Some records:

********************

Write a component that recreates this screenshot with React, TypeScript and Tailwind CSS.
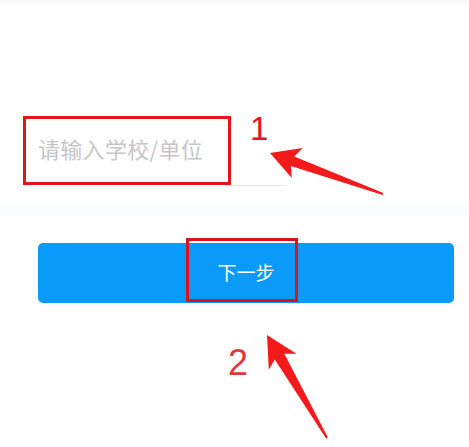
const arrow = (tip: [number, number], tail: [number, number], head: number, half: number, neck: number, neckHalf: number) => {
  const dx = tail[0] - tip[0];
  const dy = tail[1] - tip[1];
  const len = Math.hypot(dx, dy);
  const u = [dx / len, dy / len];
  const n = [-u[1], u[0]];
  const at = (a: number, b: number) => `${(tip[0] + u[0] * a + n[0] * b).toFixed(1)},${(tip[1] + u[1] * a + n[1] * b).toFixed(1)}`;
  return [
    at(0, 0),
    at(head, -half),
    at(neck, -neckHalf),
    at(len, -1),
    at(len, 1),
    at(neck, neckHalf),
    at(head, half),
  ].join(" ");
};

export default function App() {
  return (
    <div className="relative w-[469px] h-[447px] overflow-hidden bg-white font-['Liberation_Sans','Noto_Sans_CJK_SC',sans-serif]">
      <div className="h-[8px] bg-gradient-to-b from-[#f8f8f8] to-white" />
      <div className="pt-[108px] pl-[23px]">
        {/* input row */}
        <div className="flex items-stretch">
          <div className="w-[208px] h-[69px] border-[3px] border-[#e5141c] flex items-center pl-[12px] pb-[5px] text-[22px] tracking-[0.3px] text-[#c6c6c6] font-['Noto_Sans_CJK_SC',sans-serif]">
            请输入学校/单位
          </div>
          <div className="w-[55px] border-b border-[#e8e8e8] -mb-[1px]">
            <span className="block pl-[19px] -mt-[7px] text-[33px] leading-[40px] text-[#e5141c]">1</span>
          </div>
        </div>

        <div className="h-[22px] mt-[14px] -ml-[23px] bg-gradient-to-b from-white via-[#fafbfd] to-white" />

        {/* button */}
        <div className="relative mt-[22px] ml-[15px] w-[416px] h-[60px] rounded-[5px] bg-[#0a9afa] flex items-center justify-center pb-[1px]">
          <span className="text-[19px] text-white font-['Noto_Sans_CJK_SC',sans-serif]">下一步</span>
          <div className="absolute left-[148px] -top-[5px] w-[112px] h-[64px] border-[3px] border-[#d9141c]" />
        </div>

        <div className="mt-[40px] pl-[205px] text-[36px] leading-[40px] text-[#e0353d]">2</div>
      </div>

      <svg className="absolute inset-0 pointer-events-none" width="469" height="447" viewBox="0 0 469 447">
        <polygon points={arrow([270, 153], [383, 194], 29, 16, 24, 5)} fill="#f21a1a" />
        <polygon points={arrow([267, 335], [327, 438], 31, 16, 25, 5.5)} fill="#f21a1a" />
      </svg>
    </div>
  );
}
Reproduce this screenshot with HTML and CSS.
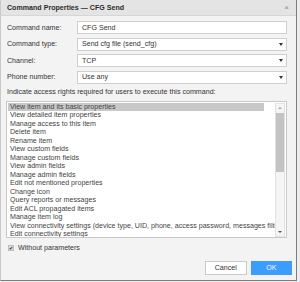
FILE: index.html
```html
<!doctype html>
<html lang="en">

<head>
  <meta charset="UTF-8">
  <title>Command Properties</title>
  <link rel="stylesheet" href="styles.css">
</head>

<body>

  <div class="dialog">
    <div class="titlebar">
      <span class="title">Command Properties — CFG Send</span>
      <span class="close">×</span>
    </div>

    <div class="content">
      <div class="fields">
        <span class="label">Command name:</span>
        <div class="field">CFG Send</div>
        <span class="label">Command type:</span>
        <div class="field select">Send cfg file (send_cfg)<i class="caret"></i></div>
        <span class="label">Channel:</span>
        <div class="field select">TCP<i class="caret"></i></div>
        <span class="label">Phone number:</span>
        <div class="field select">Use any<i class="caret"></i></div>
      </div>

      <p class="hint">Indicate access rights required for users to execute this command:</p>

      <div class="listbox">
        <ul class="items">
          <li class="selected">View item and its basic properties</li>
          <li>View detailed item properties</li>
          <li>Manage access to this item</li>
          <li>Delete item</li>
          <li>Rename item</li>
          <li>View custom fields</li>
          <li>Manage custom fields</li>
          <li>View admin fields</li>
          <li>Manage admin fields</li>
          <li>Edit not mentioned properties</li>
          <li>Change icon</li>
          <li>Query reports or messages</li>
          <li>Edit ACL propagated items</li>
          <li>Manage item log</li>
          <li>View connectivity settings (device type, UID, phone, access password, messages filter)</li>
          <li>Edit connectivity settings</li>
        </ul>
        <div class="scrollbar">
          <i class="arrow up"></i>
          <div class="thumb"></div>
          <i class="arrow down"></i>
        </div>
      </div>

      <div class="check">
        <span class="box">✔</span>
        <span>Without parameters</span>
      </div>

      <div class="buttons">
        <button class="btn">Cancel</button>
        <button class="btn ok">OK</button>
      </div>
    </div>
  </div>

</body>

</html>
```

FILE: styles.css
```css
* {
  margin: 0px;
  padding: 0px;
  box-sizing: border-box;
}

body {
  background: #ededed;
  font-family: "Liberation Sans", Arial, sans-serif;
  font-size: 7.1px;
  color: #333;
}

.dialog {
  width: 297px;
  height: 281px;
  background: #f3f3f3;
  border-left: 1px solid #c9c9c9;
  border-right: 1px solid #7d7d7d;
  border-bottom: 1px solid #7d7d7d;
}

.titlebar {
  height: 16px;
  background: #e4e4e4;
  border-bottom: 1px solid #d6d6d6;
  display: flex;
  align-items: center;
  justify-content: space-between;
  padding: 0 7px 0 6px;
}

.title {
  font-weight: bold;
  color: #2b2b2b;
}

.close {
  color: #8a8a8a;
  font-size: 8px;
}

.content {
  padding: 5px 9px 0 5px;
}

.fields {
  display: grid;
  grid-template-columns: 71px 210px;
  row-gap: 3.5px;
  align-items: center;
}

.label {
  padding-left: 1px;
}

.field {
  height: 13px;
  background: #fff;
  border: 1px solid #cfcfcf;
  padding-left: 4px;
  display: flex;
  align-items: center;
  justify-content: space-between;
  padding-right: 3px;
}

.caret {
  width: 0;
  height: 0;
  border-left: 2.5px solid transparent;
  border-right: 2.5px solid transparent;
  border-top: 3px solid #333;
}

.hint {
  margin: 4px 0 4px 1px;
  line-height: 9px;
}

.listbox {
  width: 281px;
  height: 137px;
  background: #fff;
  border: 1px solid #c9c9c9;
  display: flex;
  padding: 1px 1px 0 0;
}

.items {
  list-style: none;
  flex: 1;
  overflow: hidden;
  padding-left: 1px;
  color: #444;
}

.items li {
  width: 256px;
  height: 8.5px;
  line-height: 8.5px;
  padding-left: 2px;
  white-space: nowrap;
}

.items li.selected {
  background: #c8c8c8;
}

.scrollbar {
  width: 10px;
  height: 134px;
  background: #f5f5f5;
  border: 1px solid #e2e2e2;
  display: flex;
  flex-direction: column;
  align-items: center;
  padding-top: 3px;
}

.arrow {
  width: 0;
  height: 0;
  border-left: 2px solid transparent;
  border-right: 2px solid transparent;
}

.arrow.up {
  border-bottom: 2px solid #a6a6a6;
}

.arrow.down {
  margin-top: auto;
  margin-bottom: 3px;
  border-top: 2px solid #555;
}

.thumb {
  width: 8px;
  height: 59px;
  margin-top: 4px;
  background: #c3c3c3;
}

.check {
  display: flex;
  align-items: center;
  gap: 4px;
  margin: 6px 0 0 2px;
}

.box {
  width: 6px;
  height: 6px;
  background: #dcdcdc;
  border: 1px solid #bdbdbd;
  font-size: 5px;
  line-height: 4px;
  text-align: center;
  color: #222;
}

.buttons {
  display: flex;
  justify-content: flex-end;
  gap: 4px;
  margin: 9px -5px 0 0;
}

.btn {
  width: 41.5px;
  height: 14px;
  font-family: "Liberation Sans", Arial, sans-serif;
  font-size: 7.1px;
  color: #333;
  background: #fff;
  border: 1px solid #c9c9c9;
}

.btn.ok {
  background: #3d9cff;
  border-color: #3d9cff;
  color: #fff;
}
```
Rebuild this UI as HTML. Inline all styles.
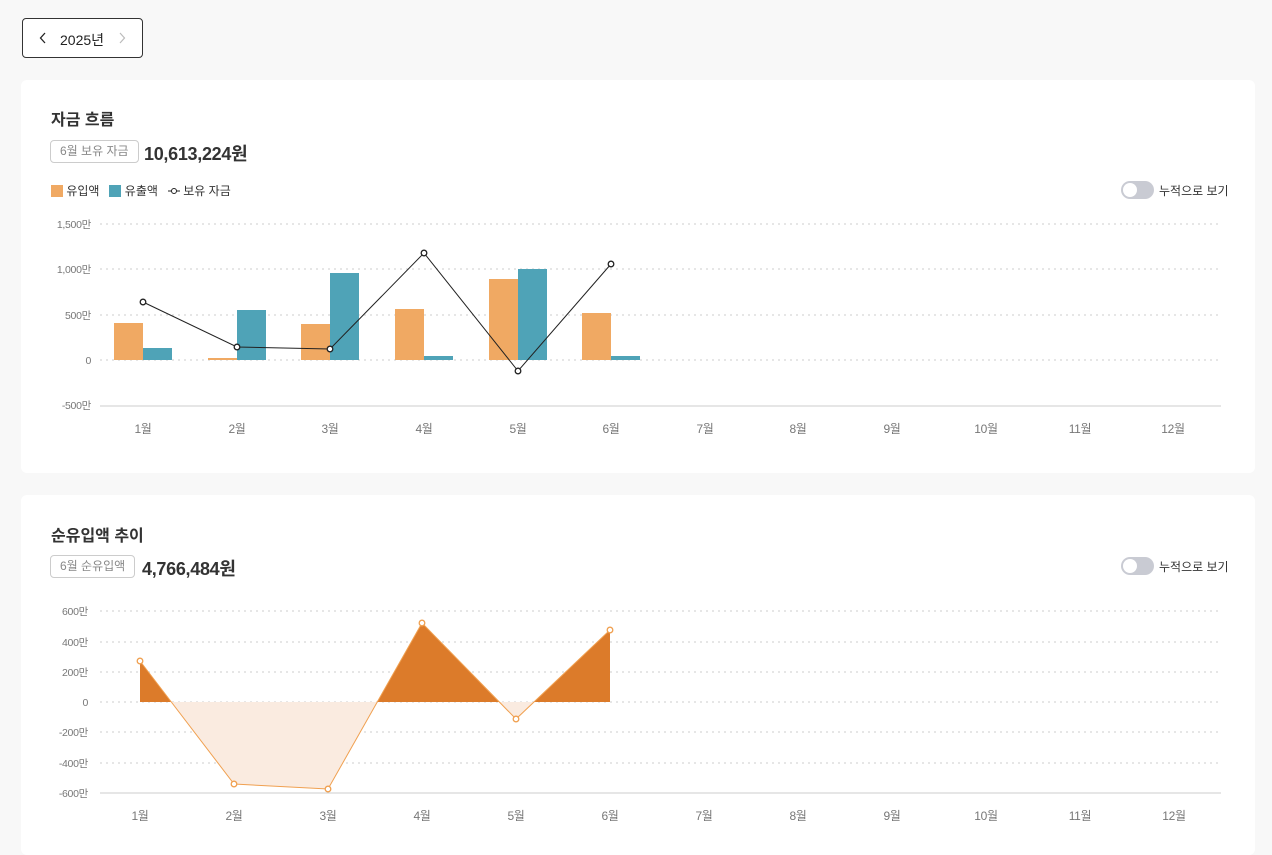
<!DOCTYPE html>
<html><head><meta charset="utf-8"><style>
*{margin:0;padding:0;box-sizing:border-box}
body{width:1272px;height:841px;background:#f8f8f8;font-family:"Liberation Sans","Noto Sans CJK KR",sans-serif;position:relative;overflow:hidden;color:#333}
.abs{position:absolute}
.card{position:absolute;left:21px;width:1234px;background:#fff;border-radius:6px}
.yr{left:22px;top:18px;width:121px;height:40px;border:1px solid #333;border-radius:4px;background:#fff;font-size:14px;color:#222}
.title{font-size:16px;font-weight:bold;color:#333}
.tag{border:1px solid #ccc;border-radius:4px;font-size:12px;color:#888;height:23px;line-height:21px;padding:0 9px}
.big{font-size:18px;font-weight:bold;color:#333;letter-spacing:-0.3px}
.tog{width:33px;height:18px;border-radius:9px;background:#c9cbd3}
.tog:after{content:"";position:absolute;left:2px;top:2px;width:14px;height:14px;border-radius:7px;background:#fff}
.tl{font-size:12px;color:#333}
</style></head><body>
<div class="abs yr"><svg class="abs" style="left:16px;top:13px" width="8" height="12"><path d="M6 1 L1.5 6 L6 11" fill="none" stroke="#222" stroke-width="1.3"/></svg><span class="abs" style="left:37px;top:11px">2025년</span><svg class="abs" style="left:95px;top:13px" width="8" height="12"><path d="M2 1 L6.5 6 L2 11" fill="none" stroke="#bbb" stroke-width="1.2"/></svg></div>
<div class="card" style="top:80px;height:393px"></div>
<div class="card" style="top:495px;height:360px"></div>

<div class="abs title" style="left:51px;top:106px">자금 흐름</div>
<div class="abs tag" style="left:50px;top:140px">6월 보유 자금</div>
<div class="abs big" style="left:144px;top:140px">10,613,224원</div>
<div class="abs tl" style="left:51px;top:182px"><span style="display:inline-block;width:12px;height:12px;background:#f0a963;vertical-align:-2px"></span> 유입액 &nbsp;&nbsp;<span style="display:inline-block;width:12px;height:12px;background:#4fa3b7;vertical-align:-2px"></span> 유출액 &nbsp;&nbsp;<svg width="12" height="8" style="vertical-align:0"><line x1="0" y1="4" x2="12" y2="4" stroke="#222"/><circle cx="6" cy="4" r="2.5" fill="#fff" stroke="#222"/></svg> 보유 자금</div>
<div class="abs tog" style="left:1121px;top:181px"></div><div class="abs tl" style="left:1159px;top:182px">누적으로 보기</div>

<div class="abs title" style="left:51px;top:522px">순유입액 추이</div>
<div class="abs tag" style="left:50px;top:555px">6월 순유입액</div>
<div class="abs big" style="left:142px;top:555px">4,766,484원</div>
<div class="abs tog" style="left:1121px;top:557px"></div><div class="abs tl" style="left:1159px;top:558px">누적으로 보기</div>

<svg class="abs" style="left:0;top:0" width="1272" height="841" font-family="Liberation Sans, Noto Sans CJK KR, sans-serif" font-size="10.5" fill="#777" letter-spacing="-0.3">
<g stroke="#ccc" stroke-dasharray="2,4">
<line x1="100" y1="224" x2="1221" y2="224"/><line x1="100" y1="269" x2="1221" y2="269"/><line x1="100" y1="315" x2="1221" y2="315"/><line x1="100" y1="360" x2="1221" y2="360"/>
</g>
<line x1="100" y1="406" x2="1221" y2="406" stroke="#ccc"/>
<g text-anchor="end"><text x="91" y="228">1,500만</text><text x="91" y="273">1,000만</text><text x="91" y="319">500만</text><text x="91" y="364">0</text><text x="91" y="409">-500만</text></g>
<g text-anchor="middle" font-size="12"><text x="143" y="433">1월</text><text x="237" y="433">2월</text><text x="330" y="433">3월</text><text x="424" y="433">4월</text><text x="518" y="433">5월</text><text x="611" y="433">6월</text><text x="705" y="433">7월</text><text x="798" y="433">8월</text><text x="892" y="433">9월</text><text x="986" y="433">10월</text><text x="1080" y="433">11월</text><text x="1173" y="433">12월</text></g>
<g fill="#f0a963"><rect x="114" y="323" width="29" height="37"/><rect x="208" y="358" width="29" height="2"/><rect x="301" y="324" width="29" height="36"/><rect x="395" y="309" width="29" height="51"/><rect x="489" y="279" width="29" height="81"/><rect x="582" y="313" width="29" height="47"/></g>
<g fill="#4fa3b7"><rect x="143" y="348" width="29" height="12"/><rect x="237" y="310" width="29" height="50"/><rect x="330" y="273" width="29" height="87"/><rect x="424" y="356" width="29" height="4"/><rect x="518" y="269" width="29" height="91"/><rect x="611" y="356" width="29" height="4"/></g>
<polyline points="143,302 237,347 330,349 424,253 518,371 611,264" fill="none" stroke="#222" stroke-width="1"/>
<g fill="#fff" stroke="#222" stroke-width="1.3"><circle cx="143" cy="302" r="2.8"/><circle cx="237" cy="347" r="2.8"/><circle cx="330" cy="349" r="2.8"/><circle cx="424" cy="253" r="2.8"/><circle cx="518" cy="371" r="2.8"/><circle cx="611" cy="264" r="2.8"/></g>

<g stroke="#ccc" stroke-dasharray="2,4">
<line x1="100" y1="611" x2="1218" y2="611"/><line x1="100" y1="642" x2="1218" y2="642"/><line x1="100" y1="672" x2="1218" y2="672"/><line x1="100" y1="702" x2="1218" y2="702"/><line x1="100" y1="732" x2="1218" y2="732"/><line x1="100" y1="763" x2="1218" y2="763"/>
</g>
<line x1="100" y1="793" x2="1221" y2="793" stroke="#ccc"/>
<g text-anchor="end"><text x="88" y="615">600만</text><text x="88" y="646">400만</text><text x="88" y="676">200만</text><text x="88" y="706">0</text><text x="88" y="736">-200만</text><text x="88" y="767">-400만</text><text x="88" y="797">-600만</text></g>
<g text-anchor="middle" font-size="12"><text x="140" y="820">1월</text><text x="234" y="820">2월</text><text x="328" y="820">3월</text><text x="422" y="820">4월</text><text x="516" y="820">5월</text><text x="610" y="820">6월</text><text x="704" y="820">7월</text><text x="798" y="820">8월</text><text x="892" y="820">9월</text><text x="986" y="820">10월</text><text x="1080" y="820">11월</text><text x="1174" y="820">12월</text></g>
<g fill="#faebe0"><polygon points="171,702 234,784 328,789 377,702"/><polygon points="499,702 516,719 534,702"/></g>
<g fill="#dc7b2a"><polygon points="140,702 140,661 171,702"/><polygon points="377,702 422,623 499,702"/><polygon points="534,702 610,630 610,702"/></g>
<polyline points="140,661 234,784 328,789 422,623 516,719 610,630" fill="none" stroke="#f0a050" stroke-width="1"/>
<g fill="#fff" stroke="#f0a050" stroke-width="1.3"><circle cx="140" cy="661" r="2.8"/><circle cx="234" cy="784" r="2.8"/><circle cx="328" cy="789" r="2.8"/><circle cx="422" cy="623" r="2.8"/><circle cx="516" cy="719" r="2.8"/><circle cx="610" cy="630" r="2.8"/></g>
</svg>
</body></html>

********************

Given exercise
Show each line of the listing that holds the string "styles".

Answer to this task
  <link rel="stylesheet" href="styles.css">
FILE: styles.css
Rebuild this UI as HTML. Inline all styles.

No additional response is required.